Der lettische Präsident Egils Levits spricht sich für die Errichtung eines internationalen Sondertribunals aus, um den russischen Angriff auf die Ukraine völkerrechtlich zu untersuchen. "Juristisch ist dies möglich, man braucht nur den politischen Willen dazu", sagte Levits am Sonntag bei der Gedenkstunde des Volksbundes Deutsche Kriegsgräberfürsorge zum Volkstrauertag in Berlin. Es sei eine "Lücke des Völkerrechts", dass bislang kein internationales Gericht zuständig sei, um einen völkerrechtswidrigen Angriff auf einen souveränen Staat zu untersuchen.
Der lettische Präsident forderte zudem die Ausarbeitung rechtlicher Wege, um im Westen eingefrorenes russisches Vermögen für den Wiederaufbau in der Ukraine einzusetzen. "Das wäre nur ein selbstverständlicher Ausdruck einer elementaren Gerechtigkeit", sagte Levits im Bundestag.
"Ohne eine auf dem Völkerrecht basierende Friedensordnung würde die Welt wieder in eine kriegerische Anarchie verfallen", warnte Levits und sprach von einem russischen Vernichtungskrieg gegen die Ukraine, der Parallelen zum deutschen Nationalsozialismus im Zweiten Weltkrieg habe. Der Ukraine werde ihre Existenzberechtigung abgesprochen und damit die Auslöschung des Staates begründet.

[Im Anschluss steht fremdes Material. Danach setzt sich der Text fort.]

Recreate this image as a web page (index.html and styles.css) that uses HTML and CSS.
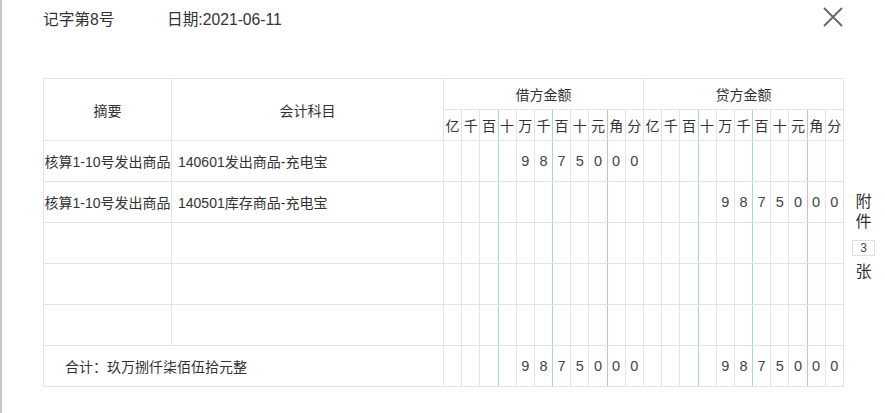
FILE: index.html
```html
<!DOCTYPE html>
<html lang="zh-CN">
<head>
<meta charset="utf-8">
<title>记字第8号</title>
<link rel="stylesheet" href="styles.css">
</head>
<body>
<div class="page">
  <div class="head">
    <span class="voucher-no">记字第8号</span>
    <span class="voucher-date">日期:2021-06-11</span>
    <span class="spacer"></span>
    <span class="close" aria-label="关闭">
      <svg width="20" height="20" viewBox="0 0 20 20"><path d="M1 1 L19 19 M19 1 L1 19" stroke="#666" stroke-width="1.8" fill="none"/></svg>
    </span>
  </div>
  <div class="body-row">
    <table class="voucher">
      <colgroup>
        <col class="c-sum"><col class="c-acc">
        <col class="c-d"><col class="c-d"><col class="c-d"><col class="c-d"><col class="c-d"><col class="c-d"><col class="c-d"><col class="c-d"><col class="c-d"><col class="c-d"><col class="c-d">
        <col class="c-d"><col class="c-d"><col class="c-d"><col class="c-d"><col class="c-d"><col class="c-d"><col class="c-d"><col class="c-d"><col class="c-d"><col class="c-d"><col class="c-d">
      </colgroup>
      <thead>
        <tr class="h1">
          <th rowspan="2" class="th-main">摘要</th>
          <th rowspan="2" class="th-main">会计科目</th>
          <th colspan="11" class="th-group">借方金额</th>
          <th colspan="11" class="th-group">贷方金额</th>
        </tr>
        <tr class="h2">
          <th class="u">亿</th><th class="u">千</th><th class="u b">百</th><th class="u">十</th><th class="u">万</th><th class="u b">千</th><th class="u">百</th><th class="u">十</th><th class="u r">元</th><th class="u">角</th><th class="u">分</th>
          <th class="u">亿</th><th class="u">千</th><th class="u b">百</th><th class="u">十</th><th class="u">万</th><th class="u b">千</th><th class="u">百</th><th class="u">十</th><th class="u r">元</th><th class="u">角</th><th class="u">分</th>
        </tr>
      </thead>
      <tbody>
        <tr class="row">
          <td class="sum">核算1-10号发出商品</td>
          <td class="acc">140601发出商品-充电宝</td>
          <td class="n"></td><td class="n"></td><td class="n b"></td><td class="n"></td><td class="n">9</td><td class="n b">8</td><td class="n">7</td><td class="n">5</td><td class="n r">0</td><td class="n">0</td><td class="n">0</td>
          <td class="n"></td><td class="n"></td><td class="n b"></td><td class="n"></td><td class="n"></td><td class="n b"></td><td class="n"></td><td class="n"></td><td class="n r"></td><td class="n"></td><td class="n"></td>
        </tr>
        <tr class="row">
          <td class="sum">核算1-10号发出商品</td>
          <td class="acc">140501库存商品-充电宝</td>
          <td class="n"></td><td class="n"></td><td class="n b"></td><td class="n"></td><td class="n"></td><td class="n b"></td><td class="n"></td><td class="n"></td><td class="n r"></td><td class="n"></td><td class="n"></td>
          <td class="n"></td><td class="n"></td><td class="n b"></td><td class="n"></td><td class="n">9</td><td class="n b">8</td><td class="n">7</td><td class="n">5</td><td class="n r">0</td><td class="n">0</td><td class="n">0</td>
        </tr>
        <tr class="row">
          <td class="sum"></td><td class="acc"></td>
          <td class="n"></td><td class="n"></td><td class="n b"></td><td class="n"></td><td class="n"></td><td class="n b"></td><td class="n"></td><td class="n"></td><td class="n r"></td><td class="n"></td><td class="n"></td>
          <td class="n"></td><td class="n"></td><td class="n b"></td><td class="n"></td><td class="n"></td><td class="n b"></td><td class="n"></td><td class="n"></td><td class="n r"></td><td class="n"></td><td class="n"></td>
        </tr>
        <tr class="row">
          <td class="sum"></td><td class="acc"></td>
          <td class="n"></td><td class="n"></td><td class="n b"></td><td class="n"></td><td class="n"></td><td class="n b"></td><td class="n"></td><td class="n"></td><td class="n r"></td><td class="n"></td><td class="n"></td>
          <td class="n"></td><td class="n"></td><td class="n b"></td><td class="n"></td><td class="n"></td><td class="n b"></td><td class="n"></td><td class="n"></td><td class="n r"></td><td class="n"></td><td class="n"></td>
        </tr>
        <tr class="row">
          <td class="sum"></td><td class="acc"></td>
          <td class="n"></td><td class="n"></td><td class="n b"></td><td class="n"></td><td class="n"></td><td class="n b"></td><td class="n"></td><td class="n"></td><td class="n r"></td><td class="n"></td><td class="n"></td>
          <td class="n"></td><td class="n"></td><td class="n b"></td><td class="n"></td><td class="n"></td><td class="n b"></td><td class="n"></td><td class="n"></td><td class="n r"></td><td class="n"></td><td class="n"></td>
        </tr>
        <tr class="row total">
          <td colspan="2" class="total-label">合计：玖万捌仟柒佰伍拾元整</td>
          <td class="n"></td><td class="n"></td><td class="n b"></td><td class="n"></td><td class="n">9</td><td class="n b">8</td><td class="n">7</td><td class="n">5</td><td class="n r">0</td><td class="n">0</td><td class="n">0</td>
          <td class="n"></td><td class="n"></td><td class="n b"></td><td class="n"></td><td class="n">9</td><td class="n b">8</td><td class="n">7</td><td class="n">5</td><td class="n r">0</td><td class="n">0</td><td class="n">0</td>
        </tr>
      </tbody>
    </table>
    <div class="attach">
      <span class="attach-txt">附</span>
      <span class="attach-txt">件</span>
      <span class="attach-box">3</span>
      <span class="attach-txt last">张</span>
    </div>
  </div>
</div>
</body>
</html>
```
FILE: styles.css
```css
html, body {
  margin: 0;
  padding: 0;
  background: #fff;
}
body {
  font-family: "Liberation Sans", "Noto Sans CJK SC", sans-serif;
  color: #333;
}
.page {
  height: 413px;
  box-sizing: border-box;
  border-left: 2px solid #c6c6c6;
  padding-left: 41px;
  padding-top: 7px;
}
.head {
  display: flex;
  align-items: flex-start;
  width: 800px;
  height: 26px;
}
.voucher-no, .voucher-date {
  font-size: 15.7px;
  line-height: 26px;
  color: #333;
}
.voucher-no {
  width: 124px;
}
.spacer {
  flex: 1;
}
.close {
  width: 20px;
  height: 20px;
  display: block;
}
.close svg {
  display: block;
}
.body-row {
  display: flex;
  align-items: center;
  margin-top: 45px;
}
.voucher {
  border-collapse: collapse;
  table-layout: fixed;
  width: 800px;
  flex: none;
}
.c-sum { width: 128px; }
.c-acc { width: 272px; }
.c-d { width: 18.18px; }
.voucher th, .voucher td {
  border: 1px solid #e3e3e3;
  padding: 0;
  font-weight: normal;
  white-space: nowrap;
  overflow: visible;
}
.h1 th {
  height: 30px;
}
.th-main {
  font-size: 14px;
  text-align: center;
}
.th-group {
  font-size: 14px;
  text-align: center;
}
.h2 th {
  height: 30px;
}
.u {
  font-size: 14px;
  text-align: center;
}
.row td {
  height: 40px;
}
.sum {
  font-size: 14px;
  text-align: center;
}
.acc {
  font-size: 14px;
  text-align: left;
  padding-left: 6px !important;
}
.n {
  font-size: 14.5px;
  text-align: center;
  color: #444;
}
.voucher .b {
  border-right-color: #a9d3ec;
}
.voucher .r {
  border-right-color: #e9b4b4;
}
.total-label {
  font-size: 14px;
  text-align: left;
  padding-left: 21px !important;
}
.attach {
  display: flex;
  flex-direction: column;
  align-items: center;
  margin-left: 8px;
  margin-top: 8px;
  width: 23px;
}
.attach-txt {
  font-size: 16px;
  line-height: 20px;
  color: #333;
}
.attach-box {
  display: block;
  box-sizing: border-box;
  width: 23px;
  height: 16px;
  border: 1px solid #e0e0e0;
  font-size: 12px;
  line-height: 14px;
  text-align: center;
  margin: 8px 0 6px;
  color: #444;
}
```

Levits würdigte in seiner Rede die deutsch-lettische Freundschaft und nannte die deutsche Vergangenheitsbewältigung ein "globales Vorbild". Diese sei bestimmt gewesen von einer tiefen Reue für die Verbrechen der Nationalsozialisten und dem moralischen Imperativ des "Nie wieder". Ohne die Auseinandersetzung mit der Geschichte wären der Aufbau eines demokratischen Staates und die Gründung der Europäischen Union unmöglich gewesen.
Auch der Präsident des Volksbundes Deutsche Kriegsgräberfürsorge, Wolfgang Schneiderhan, verurteilte Russland scharf. Dessen Ziel sei die Auslöschung der Ukraine. Doch in dem Krieg gehe es nicht nur um die Ukraine, "sondern um unser alle Freiheit". "Wenn ein Aggressor erfolgreich ist, plant er weitere Eroberungen", sagte der ehemalige Generalinspekteur der Bundeswehr.
Am Volkstrauertag zwei Wochen vor dem ersten Advent gedenkt Deutschland der Toten von Krieg und Gewaltherrschaft. Vor 100 Jahren, im Jahr 1922, fand im Deutschen Reichstag in Berlin die erste offizielle Feierstunde zu einem Volkstrauertag statt. Die Initiative kam vom Volksbund Deutsche Kriegsgräberfürsorge, der einen Tag zur Erinnerung an die Kriegstoten des Ersten Weltkrieges angeregt hatte. Seit mehreren Jahrzehnten ist das Gedenken auch geprägt vom Blick auf gegenwärtige Konflikte und Kriege sowie dem Gedanken der Völkerverständigung.
Das Totengedenken im Bundestag sprach am Sonntag Bundespräsident Frank-Walter Steinmeier. "Wir trauern mit allen, die Leid tragen, um die Toten, und wir teilen ihren Schmerz", sagte er und fügte hinzu: "Aber unser Leben steht im Zeichen der Hoffnung auf Versöhnung unter den Menschen und Völkern. Und unsere Verantwortung gilt dem Frieden unter den Menschen zu Hause und in der ganzen Welt."